Does it always makes sense? No. But is it amusing? Absolutely. These days, it seems like there are so many dry personalities in the world of baseball; it needs more guys like Papelbon. And so does Twitter.
The best part about Papelbon was that he talked a big game, and he talked a lot, but for the most part, he could always back it up on the field. He's finished third in the league in saves twice. He was a key component of the Red Sox 2007 championship, and not just because of his sweet dance moves. Every great team needs a great closer, and Papelbon can always be counted up on to be that.
So if he wants to run his mouth a little, whatever. He's kind of earned the right to do so. We just wish he would do so on Twitter, so we could all be privy to his thoughts 24/7.
For someone who is the proud owner of so much outlandish, hilarious (intentionally or not) commentary, it really is a shame he doesn’t tweet. Twitter was made for someone like Charles Barkley. We love him because of his personality and because of his lack of a filter. This is the guy whose analysis of the Dream Team was, "David Robinson, Patrick Ewing, Michael Jordan...This is like spring break in the ghetto." (It's No. 7 in the video.)
Imagine the kinds of Twitter battles Barkley would have with other players, retired and present.

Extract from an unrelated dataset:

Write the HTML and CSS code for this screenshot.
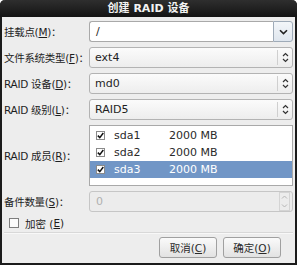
FILE: index.html
```html
<!DOCTYPE html>
<html lang="zh-CN">
<head>
    <meta charset="UTF-8">
    <title>创建 RAID 设备</title>
    <link rel="stylesheet" href="styles.css">
</head>
<body>
    <div class="dialog">
        <div class="titlebar">创建 RAID 设备</div>
        <div class="content">
            <div class="form">
                <label class="lbl">挂载点(<u>M</u>)：</label>
                <div class="combo-entry">
                    <div class="entry">/</div>
                    <div class="drop-btn">
                        <svg width="9" height="6" viewBox="0 0 9 6"><path d="M1 1.2 L4.5 4.6 L8 1.2" fill="none" stroke="#222" stroke-width="1.6"/></svg>
                    </div>
                </div>

                <label class="lbl">文件系统类型(<u>F</u>)：</label>
                <div class="combo"><span>ext4</span><span class="arrows"><svg width="7" height="11" viewBox="0 0 7 11"><path d="M1 4 L3.5 1.5 L6 4 M1 7 L3.5 9.5 L6 7" fill="none" stroke="#333" stroke-width="1.2"/></svg></span></div>

                <label class="lbl">RAID 设备(<u>D</u>)：</label>
                <div class="combo"><span>md0</span><span class="arrows"><svg width="7" height="11" viewBox="0 0 7 11"><path d="M1 4 L3.5 1.5 L6 4 M1 7 L3.5 9.5 L6 7" fill="none" stroke="#333" stroke-width="1.2"/></svg></span></div>

                <label class="lbl">RAID 级别(<u>L</u>)：</label>
                <div class="combo"><span>RAID5</span><span class="arrows"><svg width="7" height="11" viewBox="0 0 7 11"><path d="M1 4 L3.5 1.5 L6 4 M1 7 L3.5 9.5 L6 7" fill="none" stroke="#333" stroke-width="1.2"/></svg></span></div>

                <label class="lbl">RAID 成员(<u>R</u>)：</label>
                <div class="members">
                    <div class="member">
                        <span class="tick"><svg width="7" height="7" viewBox="0 0 7 7"><path d="M0.8 3.6 L2.8 5.6 L6.3 1" fill="none" stroke="#111" stroke-width="1.5"/></svg></span>
                        <span class="dev">sda1</span><span>2000 MB</span>
                    </div>
                    <div class="member">
                        <span class="tick"><svg width="7" height="7" viewBox="0 0 7 7"><path d="M0.8 3.6 L2.8 5.6 L6.3 1" fill="none" stroke="#111" stroke-width="1.5"/></svg></span>
                        <span class="dev">sda2</span><span>2000 MB</span>
                    </div>
                    <div class="member selected">
                        <span class="tick"><svg width="7" height="7" viewBox="0 0 7 7"><path d="M0.8 3.6 L2.8 5.6 L6.3 1" fill="none" stroke="#111" stroke-width="1.5"/></svg></span>
                        <span class="dev">sda3</span><span>2000 MB</span>
                    </div>
                </div>

                <label class="lbl">备件数量(<u>S</u>)：</label>
                <div class="spin">
                    <span>0</span>
                    <span class="spin-btns">
                        <span class="spin-btn"><svg width="7" height="4" viewBox="0 0 7 4"><path d="M1 3.5 L3.5 1 L6 3.5" fill="none" stroke="#b5b5b5" stroke-width="1"/></svg></span>
                        <span class="spin-btn"><svg width="7" height="4" viewBox="0 0 7 4"><path d="M1 0.5 L3.5 3 L6 0.5" fill="none" stroke="#b5b5b5" stroke-width="1"/></svg></span>
                    </span>
                </div>
            </div>

            <label class="check-row"><span class="box"></span>加密 (<u>E</u>)</label>

            <div class="separator"></div>

            <div class="buttons">
                <button type="button" class="btn">取消(<u>C</u>)</button>
                <button type="button" class="btn">确定(<u>O</u>)</button>
            </div>
        </div>
    </div>
</body>
</html>
```

FILE: styles.css
```css
body {
    margin: 0;
    background: #ffffff;
    font-family: "DejaVu Sans", "Noto Sans CJK SC", sans-serif;
    font-size: 11px;
    color: #1e1e1e;
}

.dialog {
    width: 293px;
    height: 263px;
    background: #ededed;
    border: 2px solid #1b1b1b;
    border-top: none;
    border-radius: 5px 5px 0 0;
}

.titlebar {
    height: 17px;
    line-height: 17px;
    margin: 0 -2px;
    background: linear-gradient(#2e2e2e, #141414);
    border-radius: 5px 5px 0 0;
    color: #f2f2f2;
    font-weight: bold;
    text-align: center;
    font-size: 11px;
}

.content {
    padding: 4px 2px 0 2px;
}

.form {
    display: grid;
    grid-template-columns: 85px 204px;
    row-gap: 5px;
    align-items: center;
}

.lbl {
    white-space: nowrap;
    font-size: 10.5px;
    letter-spacing: -0.3px;
}

.combo-entry {
    display: flex;
    height: 21px;
}

.entry {
    flex: 1;
    background: #fff;
    border: 1px solid #a9a9a9;
    border-right: none;
    border-radius: 3px 0 0 3px;
    padding-left: 6px;
    line-height: 19px;
}

.drop-btn {
    width: 18px;
    border: 1px solid #9fabb8;
    border-radius: 0 3px 3px 0;
    background: linear-gradient(#f3f6f9, #dfe6ee);
    display: flex;
    align-items: center;
    justify-content: center;
}

.combo {
    height: 19px;
    display: flex;
    align-items: center;
    justify-content: space-between;
    background: linear-gradient(#fbfbfb, #ededed);
    border: 1px solid #b3b3b3;
    border-radius: 3px;
    padding-left: 5px;
}

.combo .arrows {
    height: 15px;
    width: 14px;
    border-left: 1px solid #cfcfcf;
    display: flex;
    align-items: center;
    justify-content: center;
}

.members {
    height: 58px;
    background: #fff;
    border: 1px solid #a9a9a9;
    padding-top: 1px;
}

.member {
    height: 17px;
    display: flex;
    align-items: center;
    color: #2a2a2a;
}

.member.selected {
    background: #7196c6;
    color: #fff;
}

.tick {
    width: 7px;
    height: 7px;
    margin: 0 9px 0 6px;
    border: 1px solid #8a8a8a;
    background: #fff;
    display: flex;
}

.dev {
    width: 55px;
}

.spin {
    height: 19px;
    display: flex;
    align-items: center;
    justify-content: space-between;
    border: 1px solid #c6c6c6;
    border-radius: 3px;
    background: #ececec;
    color: #b0b0b0;
    padding-left: 6px;
}

.spin-btns {
    width: 9px;
    height: 17px;
    margin-right: 2px;
    display: flex;
    flex-direction: column;
    border: 1px solid #d4d4d4;
}

.spin-btn {
    flex: 1;
    display: flex;
    align-items: center;
    justify-content: center;
}

.check-row {
    display: flex;
    align-items: center;
    margin-top: 5px;
    padding-left: 5px;
    height: 12px;
    font-size: 10.5px;
}

.check-row .box {
    width: 8px;
    height: 8px;
    border: 1px solid #7d7d7d;
    background: #fbfbfb;
    margin-right: 6px;
}

.separator {
    margin-top: 3px;
    border-top: 1px solid #d8d8d8;
    border-bottom: 1px solid #f8f8f8;
}

.buttons {
    display: flex;
    justify-content: flex-end;
    gap: 6px;
    padding: 3px 12px 0 0;
}

.btn {
    width: 58px;
    height: 21px;
    padding: 0;
    font-family: inherit;
    font-size: 10.5px;
    color: #2a2a2a;
    background: linear-gradient(#fafafa, #e2e2e2);
    border: 1px solid #a0a0a0;
    border-radius: 3px;
}
```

In fact, the more that you ponder it, the more you start to think that Barkley’s lack of a Twitter account isn’t really his choice…or maybe he doesn’t need to tweet because he just says the kinds of things most people would only dare say online.
It does, however, provide opportunities for those out there who are dedicated enough to create fake Charles Barkley accounts, which have a disturbing number of followers.